A definition of yodelling and a typology useful for the description of the
various yodel phenomena heard in English-language popular music are
proposed.
Yodelling is then considered in a chronological sequence, beginning with
abstract yodel signs in European instrumental classical music where these
tended to signify pastoralism, idealism, and other ideas relating to romantic
conceptions of the self. A discussion of yodelling in light classical and
popular music through the nineteenth century follows. The differing
ideologies associated with "art" music and "popular" music are discernible in
attitudes toward the yodel during this time. The Americanisation of
yodelling in terms of both its musical-formal manifestations and the ideas it
articulated through these are discussed before considering yodelling's role in
both the hillbilly and the cowboy genres.

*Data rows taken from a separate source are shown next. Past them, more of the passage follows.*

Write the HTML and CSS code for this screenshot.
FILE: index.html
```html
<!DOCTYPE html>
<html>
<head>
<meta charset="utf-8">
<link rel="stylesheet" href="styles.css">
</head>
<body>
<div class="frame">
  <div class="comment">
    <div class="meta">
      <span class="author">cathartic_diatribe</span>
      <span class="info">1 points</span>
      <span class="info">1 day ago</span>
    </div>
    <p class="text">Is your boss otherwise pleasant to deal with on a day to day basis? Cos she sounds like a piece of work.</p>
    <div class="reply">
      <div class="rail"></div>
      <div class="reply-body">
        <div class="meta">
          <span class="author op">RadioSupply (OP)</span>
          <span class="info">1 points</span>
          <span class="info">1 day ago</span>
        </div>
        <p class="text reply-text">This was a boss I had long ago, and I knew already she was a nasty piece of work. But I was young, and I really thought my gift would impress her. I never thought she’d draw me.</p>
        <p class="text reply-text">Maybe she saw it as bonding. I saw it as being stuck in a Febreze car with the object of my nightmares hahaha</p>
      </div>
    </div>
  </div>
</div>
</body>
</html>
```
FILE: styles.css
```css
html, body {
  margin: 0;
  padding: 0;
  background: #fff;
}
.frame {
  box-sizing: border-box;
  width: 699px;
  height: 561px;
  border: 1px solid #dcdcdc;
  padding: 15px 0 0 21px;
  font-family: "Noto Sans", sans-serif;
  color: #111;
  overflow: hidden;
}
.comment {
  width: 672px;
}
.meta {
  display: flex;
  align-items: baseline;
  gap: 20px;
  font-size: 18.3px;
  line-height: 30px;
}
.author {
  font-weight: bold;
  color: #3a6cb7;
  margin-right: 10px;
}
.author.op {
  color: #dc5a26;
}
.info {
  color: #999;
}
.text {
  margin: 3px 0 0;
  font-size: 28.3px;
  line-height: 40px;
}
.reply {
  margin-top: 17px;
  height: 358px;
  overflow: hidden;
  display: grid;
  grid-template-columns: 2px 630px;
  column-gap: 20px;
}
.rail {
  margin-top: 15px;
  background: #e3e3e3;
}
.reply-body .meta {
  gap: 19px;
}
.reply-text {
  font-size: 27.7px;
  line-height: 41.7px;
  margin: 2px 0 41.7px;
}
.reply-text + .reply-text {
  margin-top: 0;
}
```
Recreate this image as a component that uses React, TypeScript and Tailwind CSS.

The emphasis throughout is upon
the semiotic aspects of yodelling which I characterise as the difference
between the" rough" and the" smooth". The yodel seems always to be
associated with what is rough: peasants, shepherds, hobos, and hillbillies.
This distinction between rough and smooth has a correlative in the very
creation of the sound in the sense that the production of yodelling is a
rejection of the orthodox classical singing styles with their cultivation of the
"smooth" transition between vocal registers. The result for the yodel has been
its thorough ironisation over the middle years of the twentieth century, as an
emerging cool aesthetic could no longer countenance it.